どんな状況でも、どんなに辛くても、貫くべきことはやり抜く。むしろ、感性が尖っている時だからこそ書かずにはいられない。彼女のそんな姿勢を手本にしている部分は大きい。

人は誰しも何かしらの影響力を受けて、育ってゆくもの。私にとって彼女の作品から滲み出る、醸し出すパッションは、絶大な力で私の基盤を作ったと言っても過言ではないかも。(ちと大袈裟かな…)

ただ、書く。それだけで救われる日々もあるのかもしれない。書き続けたい。だから、今日も。

女流作家の名を伏せたのは、あまりにも大切な存在なので少し恥ずかしいからかな。多分、分かる人は分かるでしょう。私の文面から見ても、ばればれだし…。

さぁ、がんばろうと想いをこめて。


2002年09月23日(月)  ■街角綴:高尾■

ごくたまに、身近に薄っぺらいって思えてしまう人と遭遇し、戸惑う時がある。言っていることと中身が伴っていないタイプ。決まってそんな人ほど大口を叩く。

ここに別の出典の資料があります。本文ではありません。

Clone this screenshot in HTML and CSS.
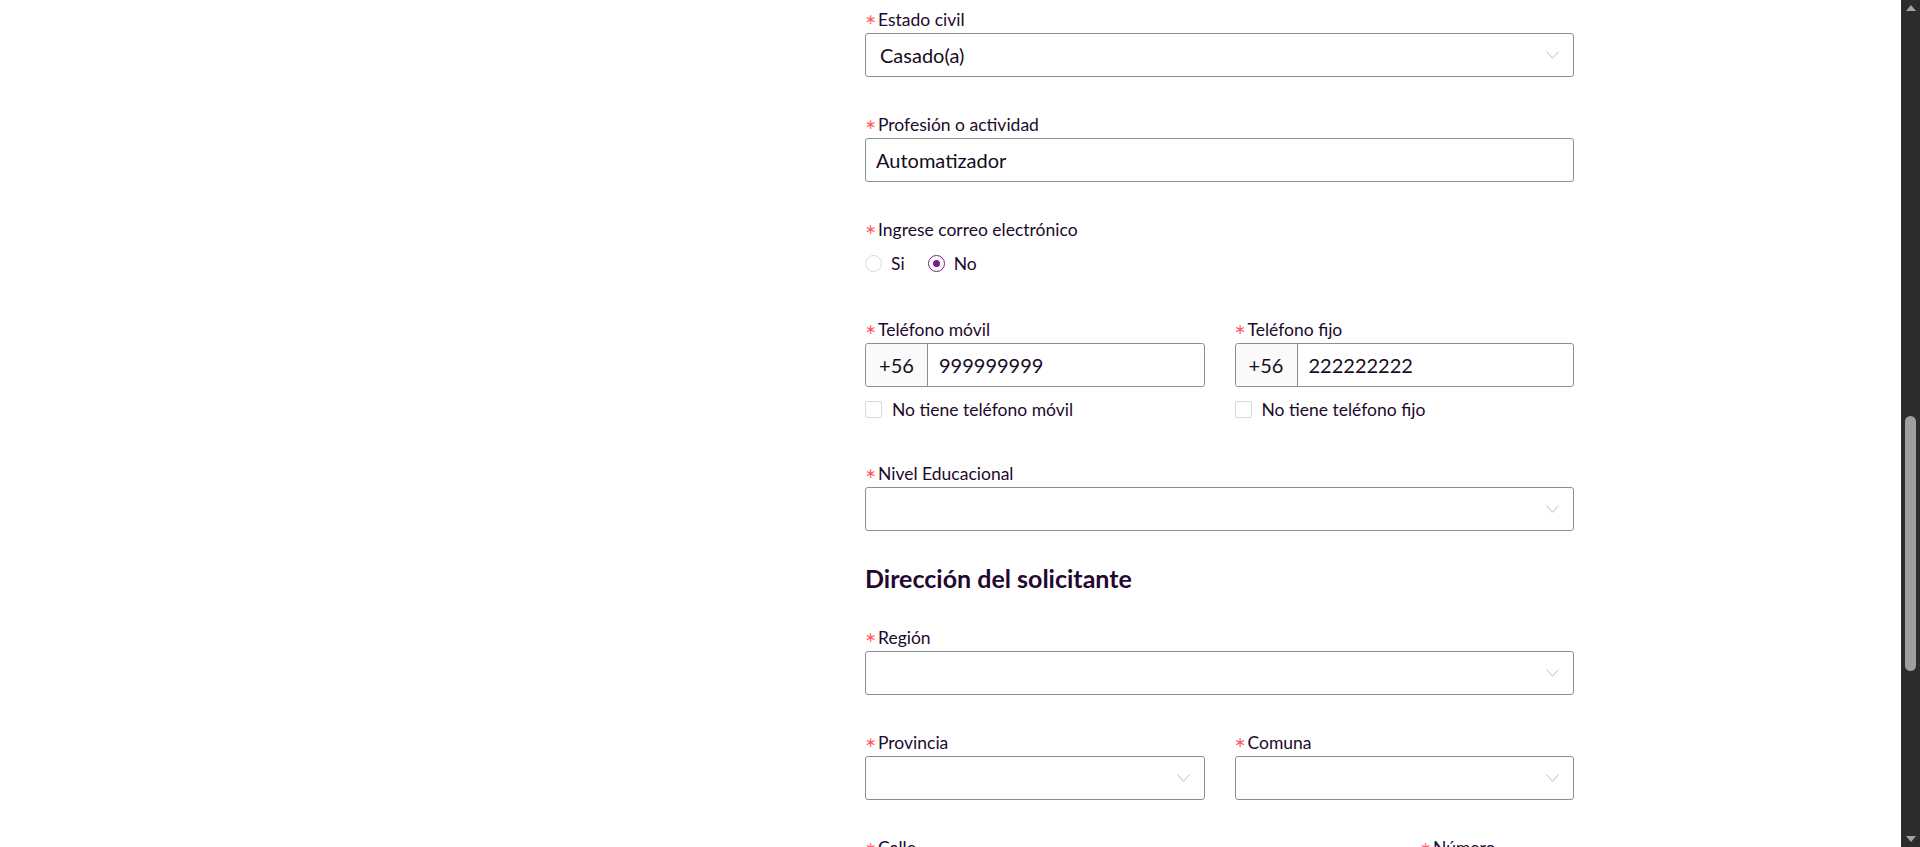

痛々しくもあり、情けなくもあり。それでも人間だから話してみると健気さを感じて、つい情が移る。それも、深情けの一種と言うのだろうが。

*  *  *

だいぶ前に、いい大人になってデートコースに東京で一番高い山、高尾山登山を選んだ人がいた。わざわざ早起きして、私はお弁当までつくって。
誘って来たのはひょんなきっかけで知り合った高校教師。現代社会が専門らしく、時事事項とかその私的な解説とか、よく喋っていた。バブル崩壊後の経済やら企業戦士うんぬんやら。
でもそれがとても陳腐で…。

学校という守られた世界だけに通用する理屈。マスコミ情報だけで出来上がっていく論理。職業教師という見おろす立場の人からものを教わったのは十代の頃しか覚えていないけど、こんなにリアリティに欠けていたんだっけって、内心少し焦った。

母校の恩師はこうではなかったはずだと慰めながら歩いた山道。確か、季節はさわやかな風の吹く山菜の旬な頃だった。

頂上で食べたお弁当。半熟の茹で卵をえらく気に入ってくれて、出来栄えの良さをとても誉めてくれたっけ。そんなとこ、いい人だったな。


薄っぺらな言葉たちは心に何も響かせない。

体験が伴っていない言葉は、心に響かせることは難しい。でも、真摯さを感じ取り、育たせることはいくらでもできる。そこにある形にだけ捕われて放棄してしまった時、薄っぺらなまま宙に舞う。芯の伴わない言葉しか表せない貧しさを思う。


路線の分かれ道で離れて、わらびをお土産に買って、一人で戻った帰り道。とても疲れて、中央線高尾駅のベンチに座る。夕日に染まる奥多摩の山々を眺めて、茜色に映る空に身を委ねて。

*  *  *

数年が過ぎ、また同じ地に降り立つ。雲は空を覆ってぼやけた空気をつくる。
山の頂きを見上げるように母が眠る場所。秋の彼岸。まだ出来たての墓に出向いた。通り過ぎただけの想い出と共に。

半年後、またここに訪れる時は暖かい陽に浴びていたい。薄っぺらでない人生を。薄っぺらでない言葉で奏でていたい。

初秋の休日。東京のはずれ、高尾で想う。